● TASK TO COMPLETE: The data below should be restated word for word, with every picture omitted.

● DATASET EXTRACT:
"""
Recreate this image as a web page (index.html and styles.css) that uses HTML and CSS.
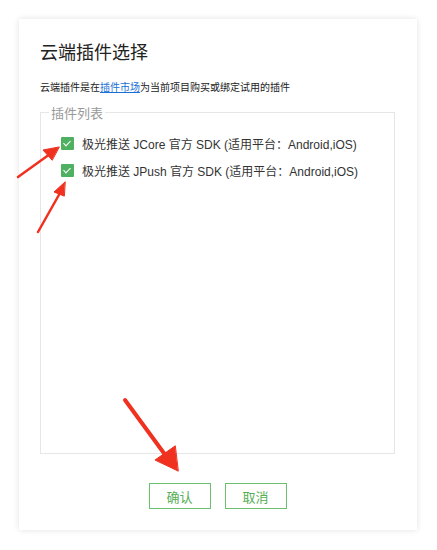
FILE: index.html
```html
<!DOCTYPE html>
<html lang="zh-CN">
<head>
  <meta charset="UTF-8" />
  <title>云端插件选择</title>
  <link rel="stylesheet" href="styles.css">
</head>
<body>

  <div class="card">
    <h2>云端插件选择</h2>
    <p class="desc">云端插件是在<a href="#">插件市场</a>为当前项目购买或绑定试用的插件</p>

    <fieldset class="plugins">
      <legend>插件列表</legend>
      <label class="plugin">
        <span class="check"></span>
        <span>极光推送 JCore 官方 SDK (适用平台：Android,iOS)</span>
      </label>
      <label class="plugin">
        <span class="check"></span>
        <span>极光推送 JPush 官方 SDK (适用平台：Android,iOS)</span>
      </label>
    </fieldset>

    <div class="actions">
      <button>确认</button>
      <button>取消</button>
    </div>

    <!-- annotation arrows drawn over the dialog -->
    <svg class="arrows" width="437" height="550" viewBox="0 0 437 550">
      <g fill="#f0311f" stroke="#f0311f" stroke-linecap="round">
        <line x1="18" y1="177" x2="50" y2="154" stroke-width="2.5" />
        <polygon points="59,147 43,150 52,160" />
        <line x1="38" y1="232" x2="60" y2="193" stroke-width="2.5" />
        <polygon points="65,182 54,192 64,196" />
        <line x1="125" y1="400" x2="166" y2="456" stroke-width="4" />
        <polygon points="178,471 155,460 175,446" />
      </g>
    </svg>
  </div>

</body>
</html>
```

FILE: styles.css
```css
body {
  font-family: "Liberation Sans", "Noto Sans CJK SC", sans-serif;
  background-color: #fff;
  margin: 0;
  padding: 19px 20px 20px 19px;
}

.card {
  background: white;
  width: 398px;
  height: 511px;
  box-sizing: border-box;
  padding: 22px 22px 0 21px;
  box-shadow: 0 0 6px rgba(0, 0, 0, 0.12);
  display: flex;
  flex-direction: column;
}

.card h2 {
  margin: 0;
  font-size: 18px;
  font-weight: normal;
  color: #222;
  line-height: 24px;
}

.desc {
  margin: 15px 0 0;
  font-size: 10px;
  color: #222;
  line-height: 16px;
}

.desc a {
  color: #1a6fd6;
  text-decoration: underline;
}

.plugins {
  margin: 7px 0 0;
  padding: 8px 0 0 20px;
  border: 1px solid #e6e6e6;
  height: 351px;
  box-sizing: border-box;
}

.plugins legend {
  font-size: 13px;
  color: #999;
  padding: 0 2px;
  margin-left: -12px;
}

.plugin {
  display: flex;
  align-items: center;
  gap: 8px;
  font-size: 12px;
  color: #333;
  height: 27px;
}

.check {
  width: 13px;
  height: 13px;
  background: #4fb061;
  border-radius: 1px;
  position: relative;
  flex: none;
}

.check::after {
  content: "";
  position: absolute;
  left: 4px;
  top: 2px;
  width: 3px;
  height: 6px;
  border: solid white;
  border-width: 0 1.5px 1.5px 0;
  transform: rotate(45deg);
}

.actions {
  display: flex;
  justify-content: center;
  gap: 14px;
  margin-top: 29px;
}

.actions button {
  width: 62px;
  height: 26px;
  background: white;
  border: 1px solid #6cbf6c;
  color: #55ae55;
  font-family: inherit;
  font-size: 13px;
  cursor: pointer;
}

.arrows {
  position: absolute;
  left: 0;
  top: 0;
  pointer-events: none;
}
```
"""
● REPLY TO THE TASK:
Recreate this image as a web page (index.html and styles.css) that uses HTML and CSS.
FILE: index.html
```html
<!DOCTYPE html>
<html lang="zh-CN">
<head>
  <meta charset="UTF-8" />
  <title>云端插件选择</title>
  <link rel="stylesheet" href="styles.css">
</head>
<body>

  <div class="card">
    <h2>云端插件选择</h2>
    <p class="desc">云端插件是在<a href="#">插件市场</a>为当前项目购买或绑定试用的插件</p>

    <fieldset class="plugins">
      <legend>插件列表</legend>
      <label class="plugin">
        <span class="check"></span>
        <span>极光推送 JCore 官方 SDK (适用平台：Android,iOS)</span>
      </label>
      <label class="plugin">
        <span class="check"></span>
        <span>极光推送 JPush 官方 SDK (适用平台：Android,iOS)</span>
      </label>
    </fieldset>

    <div class="actions">
      <button>确认</button>
      <button>取消</button>
    </div>

    <!-- annotation arrows drawn over the dialog -->
    <svg class="arrows" width="437" height="550" viewBox="0 0 437 550">
      <g fill="#f0311f" stroke="#f0311f" stroke-linecap="round">
        <line x1="18" y1="177" x2="50" y2="154" stroke-width="2.5" />
        <polygon points="59,147 43,150 52,160" />
        <line x1="38" y1="232" x2="60" y2="193" stroke-width="2.5" />
        <polygon points="65,182 54,192 64,196" />
        <line x1="125" y1="400" x2="166" y2="456" stroke-width="4" />
        <polygon points="178,471 155,460 175,446" />
      </g>
    </svg>
  </div>

</body>
</html>
```

FILE: styles.css
```css
body {
  font-family: "Liberation Sans", "Noto Sans CJK SC", sans-serif;
  background-color: #fff;
  margin: 0;
  padding: 19px 20px 20px 19px;
}

.card {
  background: white;
  width: 398px;
  height: 511px;
  box-sizing: border-box;
  padding: 22px 22px 0 21px;
  box-shadow: 0 0 6px rgba(0, 0, 0, 0.12);
  display: flex;
  flex-direction: column;
}

.card h2 {
  margin: 0;
  font-size: 18px;
  font-weight: normal;
  color: #222;
  line-height: 24px;
}

.desc {
  margin: 15px 0 0;
  font-size: 10px;
  color: #222;
  line-height: 16px;
}

.desc a {
  color: #1a6fd6;
  text-decoration: underline;
}

.plugins {
  margin: 7px 0 0;
  padding: 8px 0 0 20px;
  border: 1px solid #e6e6e6;
  height: 351px;
  box-sizing: border-box;
}

.plugins legend {
  font-size: 13px;
  color: #999;
  padding: 0 2px;
  margin-left: -12px;
}

.plugin {
  display: flex;
  align-items: center;
  gap: 8px;
  font-size: 12px;
  color: #333;
  height: 27px;
}

.check {
  width: 13px;
  height: 13px;
  background: #4fb061;
  border-radius: 1px;
  position: relative;
  flex: none;
}

.check::after {
  content: "";
  position: absolute;
  left: 4px;
  top: 2px;
  width: 3px;
  height: 6px;
  border: solid white;
  border-width: 0 1.5px 1.5px 0;
  transform: rotate(45deg);
}

.actions {
  display: flex;
  justify-content: center;
  gap: 14px;
  margin-top: 29px;
}

.actions button {
  width: 62px;
  height: 26px;
  background: white;
  border: 1px solid #6cbf6c;
  color: #55ae55;
  font-family: inherit;
  font-size: 13px;
  cursor: pointer;
}

.arrows {
  position: absolute;
  left: 0;
  top: 0;
  pointer-events: none;
}
```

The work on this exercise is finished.